Em 1894 foi nomeado diretor da Biblioteca Nacional, cargo no qual fica poucos meses. A posse veio em junho; no dia 29 morreu Floriano Peixoto e meses depois, no sepultamento do ex-presidente profere diante de Prudente de Morais e outras autoridades de governo um discurso de tintas florianistas, mais tarde, atacado furiosamente como desrespeitoso pela imprensa governista. A situação enfraquecerá ainda mais as relações e, em outubro, é demitido do cargo. Sentindo-se injustiçado pelo gesto arbitrário, torna público e texto na intenção de provar que não guardava interesses de afrontar o presidente. Daí, multiplicam-se os desafetos: ataques na imprensa e a não-publicação dos seus textos. O fim do ano de 1895 é marcado pelas tentativas da família de demovê-lo da celeuma instaurada no Rio de Janeiro. Incapaz de contornar os fatos, suicida-se a 25 de dezembro no sobrado da família, na Rua São Clemente. Deixou um bilhete ao jornal A notícia: “Ao jornal A notícia e ao Brasil, declaro que sou um homem de honra”. No dia seguinte, o jornal publica seu artigo sobre o livro A Galileia, de Pierre Loti que havia sido ignorado quando enviado a 12 de dezembro.

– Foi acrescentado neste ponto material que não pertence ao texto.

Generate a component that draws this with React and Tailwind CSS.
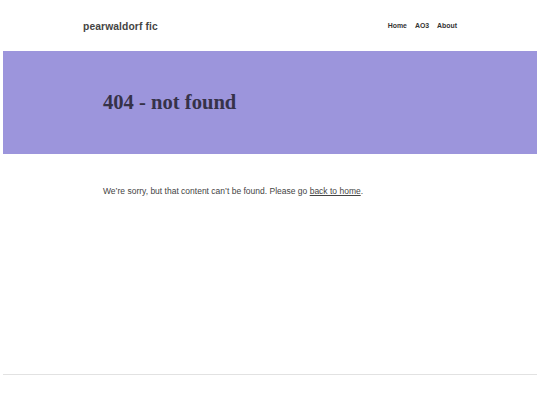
export default function App() {
  return (
    <div className="min-h-[405px] bg-white font-['Liberation_Sans',Arial,sans-serif] text-[#333]">
      <header className="h-[51px] flex items-center justify-between pl-[83px] pr-[83px] pt-[2px]">
        <a className="text-[10.3px] font-bold text-[#444] tracking-[0.01em]">pearwaldorf fic</a>
        <nav className="flex gap-[8px] text-[6.9px] font-bold text-[#333]">
          <a>Home</a>
          <a>AO3</a>
          <a>About</a>
        </nav>
      </header>
      <div className="mx-[3px] h-[103px] bg-[#9c95dc] flex items-center pl-[100px]">
        <h1 className="font-['Liberation_Serif','Times_New_Roman',serif] font-bold text-[20.6px] text-[#363249]">
          404 - not found
        </h1>
      </div>
      <main className="pl-[103px] pt-[31px] h-[220px]">
        <p className="text-[8.5px] text-[#444]">
          We’re sorry, but that content can’t be found. Please go{" "}
          <a className="underline">back to home</a>.
        </p>
      </main>
      <div className="mx-[3px] border-t border-[#e2e2e2]" />
    </div>
  );
}
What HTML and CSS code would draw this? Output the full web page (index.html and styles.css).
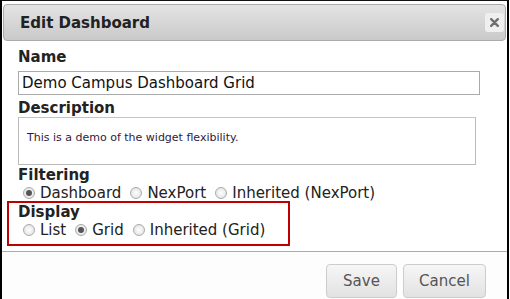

Nos anos seguintes, tomam forma final alguns dos seus trabalhos: em 1900, publicam-se Canções sem metro, organizadas por João Andréa e Collatino Barroso; em 1905, a segunda edição de O Ateneu, agora com as ilustrações que chegou a compor para o romance; em 1962, As joias da coroa. A obra foi organizada em dez volumes pela Civilização Brasileira por Afrânio Coutinho e publicada entre 1981 e 1991.